Carolyn Kuhl, who later withdrew her stalled bid for an appeals court seat, wrote, "I did not participate in writing the mission statement."

"Therefore I am unable to opine," she said.

Jeffrey S. Sutton, who won a seat on the United States Court of Appeals for the Sixth Circuit, said, "I have no idea what their philosophy is."

Mr. Dinh, who left his Justice Department position in 2003 and now teaches law at Georgetown, said he answered candidly at his confirmation hearing. "I did not know, and still do not know, what the society stands for because it has no stated philosophy other than the exchange of ideas," he said. "There's no evasion in that. It's just as straightforward as it gets."

Mr. Durbin's questions did bring sharp words from one society member. "I am on the board of advisers of the Federalist Society, and I am darn proud of it," said Senator Orrin G. Hatch, a Utah Republican on the Judiciary Committee. Mr. Hatch called the society a group of lawyers "who are just sick and tired of the leftward leanings of our government."

Among those with a complex view of the group is Guido Calabresi, a federal appeals court judge and an uncle of Steven Calabresi. Judge Calabresi, a former dean of Yale Law School, was appointed by President Clinton, and his academic views are to the left of his nephew's.

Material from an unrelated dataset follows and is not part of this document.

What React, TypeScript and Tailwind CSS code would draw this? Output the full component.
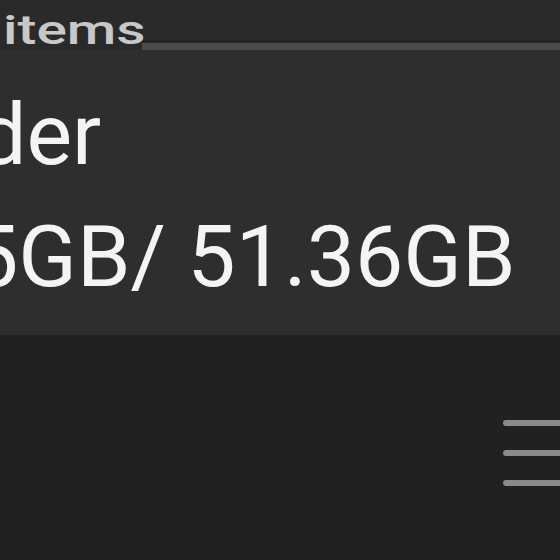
const font = { fontFamily: "Roboto, 'Noto Sans', sans-serif" };

export default function App() {
  return (
    <div
      className="w-[560px] h-[560px] overflow-hidden bg-[#212121] flex flex-col"
      style={font}
    >
      {/* header: item count with divider */}
      <div className="h-[50px] bg-[#2a2a2a] flex items-start">
        <div className="w-[142px] shrink-0">
          <span className="block mt-[11px] ml-[3px] origin-left scale-x-[1.42] text-[40px] leading-[40px] font-medium text-[#c8c8c8] whitespace-nowrap">
            items
          </span>
        </div>
        <div className="self-end flex-1 h-[10px] border-t-[3px] border-[#242424] bg-[#4a4a4a]" />
      </div>

      {/* storage panel */}
      <div className="h-[285px] bg-[#2e2e2e] pt-[24px] text-[86px] leading-[122px] text-[#f4f4f4] whitespace-nowrap">
        <div className="-ml-[22px]">der</div>
        <div className="-ml-[30px]">5GB/ 51.36GB</div>
      </div>

      {/* bottom bar with menu */}
      <div className="flex-1 flex justify-end pt-[85px]">
        <div className="flex flex-col gap-[24px] -mr-[23px]">
          <div className="w-[80px] h-[6px] rounded-full bg-[#8a8a8a]" />
          <div className="w-[80px] h-[6px] rounded-full bg-[#8a8a8a]" />
          <div className="w-[80px] h-[6px] rounded-full bg-[#8a8a8a]" />
        </div>
      </div>
    </div>
  );
}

"The Federalist Society was, when it got started, a wonderful idea," Judge Calabresi said, and it has made "a lot of conservative thought seem as respectable and attractive as it is." But he worries that its career-advancement role invites distrust and promotes conformity.

"It becomes something of a secret society," he said. "The conversation becomes a conversation among people who already know what they're going to say."

Anticipating the criticism, Steven Calabresi fired off a pre-emptive e-mail message to a reporter, arguing that the same could be said of elite law schools like Yale.

Unlike many arguments about the Federalist Society, though, this one promises to end amicably: the two Calabresis, close friends and mutual admirers, will soon be off for a shared vacation.